Little Women’s food culture is less about physical sustenance than it is about emotional fulfillment and bonding. It’s hardly an innovation to observe that food brings people together but given how unstable the food system could be in the time and place in which Little Women is set – a concern personified by the impoverished Hummels – food serves as a tertiary character in its own right. As with Amy and her schoolhouse debt of pickled limes, it acts on multiple occasions as a gateway to interpersonal acceptance; in the case of Jo and the bread she tears into without a second thought, it represents both her security in and the fragility of emotional bonds.
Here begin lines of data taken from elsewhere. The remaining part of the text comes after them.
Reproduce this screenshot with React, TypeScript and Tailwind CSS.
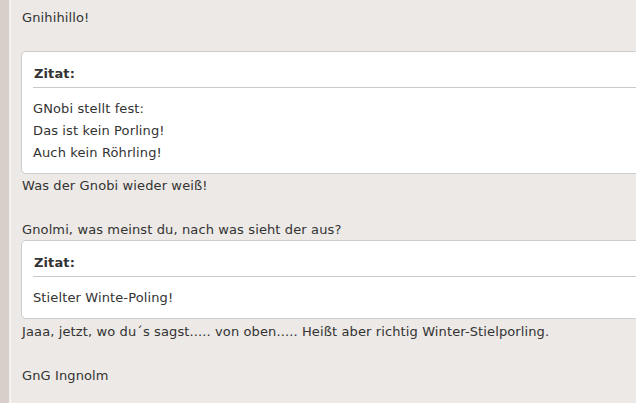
const body = "font-['DejaVu_Sans',Verdana,sans-serif] text-[13px] leading-[22px] tracking-[0.12px] text-[#333333]";

function Quote({ lines }: { lines: string[] }) {
  return (
    <div className="w-[640px] rounded-[5px] border border-[#cdcdcd] bg-white pl-[11px]">
      <div className="border-b border-[#c9c9c9] pt-[11px] pb-[2px] pl-[1px] font-['DejaVu_Sans',Verdana,sans-serif] text-[13px] font-bold leading-[22px] text-[#333333]">
        Zitat:
      </div>
      <div className={`${body} pt-[10px] pb-[9px]`}>
        {lines.map((line) => (
          <p key={line}>{line}</p>
        ))}
      </div>
    </div>
  );
}

export default function App() {
  return (
    <div className="flex h-[403px] w-[636px] overflow-hidden bg-[#ece9e6]">
      <div className="w-[9px] shrink-0 bg-[#d9cfca]" />
      <div className="w-[2px] shrink-0 bg-[#f4f2ef]" />
      <div className={`${body} flex-1 overflow-hidden pl-[11px] pt-[7px]`}>
        <p>Gnihihillo!</p>
        <div className="mt-[22px] -ml-[1px]">
          <Quote lines={["GNobi stellt fest:", "Das ist kein Porling!", "Auch kein Röhrling!"]} />
        </div>
        <p className="mt-[1px]">Was der Gnobi wieder weiß!</p>
        <p>&nbsp;</p>
        <p className="-mb-[1px]">Gnolmi, was meinst du, nach was sieht der aus?</p>
        <div className="-ml-[1px]">
          <Quote lines={["Stielter Winte-Poling!"]} />
        </div>
        <p className="mt-[2px]">Jaaa, jetzt, wo du´s sagst..... von oben..... Heißt aber richtig Winter-Stielporling.</p>
        <p>&nbsp;</p>
        <p>GnG Ingnolm</p>
      </div>
    </div>
  );
}
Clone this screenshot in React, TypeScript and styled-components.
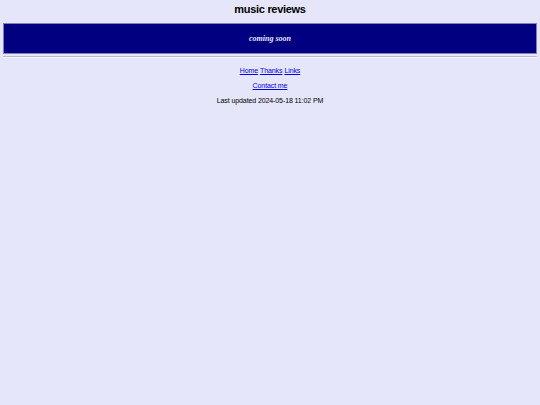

The fact that Jo continues to cling to the ravaged bread once she recognizes Bhaer’s presence in her home is indicative of the fierceness with which she holds onto her valued relationships. While Little Women has a multitude of strengths on several levels, Gerwig’s celebrated oral storytelling is supported by her production design team’s subtle relationship-building through gastronomy, a medium which allows the film to explore the interconnectedness of love, limes, and the little women.